Good news everyone! My magnum opus on Scrum just dropped, clocking in at almost 9K words! Prepare a drink, strap yourselves in, and enter the Torment Nexus.
https://ludic.mataroa.blog/blog/tossed-salads-and-scrumbled-eggs/
Good news everyone! My magnum opus on Scrum just dropped, clocking in at almost 9K words! Prepare a drink, strap yourselves in, and enter the Torment Nexus.
https://ludic.mataroa.blog/blog/tossed-salads-and-scrumbled-eggs/
@ludicity "Instead I believe that Scrum and the assorted mutations that it has acquired simply reflect a broader lack of understanding of the systems that drive knowledge work, and the industry has simply adopted the methodology that slots most neatly into our most widely-held misconceptions."
Dicaprico-pointing.gif
Dysfunctional knowledge work (and lack of "awareness of the meta" about knowledge work) feel like a root cause in so many issues; the whole AI-at-work also.

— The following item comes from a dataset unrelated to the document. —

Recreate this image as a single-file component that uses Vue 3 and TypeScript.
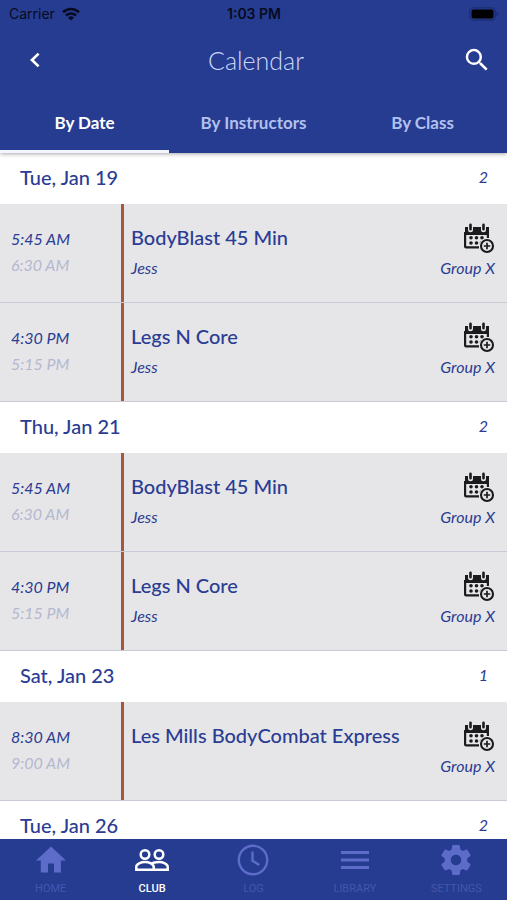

@ludicity Sometimes it also feels like there‘s a meta about the meta. (That‘s an ilusion - knowledge work is simply recursive. You can knowledge work about knowledge work. It‘s like the distilled formalism of self-awareness.)
But belike, for work, doing knowledge work - why are you doing it? What motivates the questions that need answering? What needs demand knowledge work, and why do the things making these needs exist on the business?
@Sevoris I asked someone yesterday if I should codify some norms that had developed in a community. They said I don't need to write the norms down because they're evident in the culture, and I've been sliding down a rabbit hole of "Culture is self-describing". This makes me think of that as well.
Maybe this also illustrates why some people "get it" and some people don't. When I say someone "gets it", I just mean they're in the knowledge work metagame.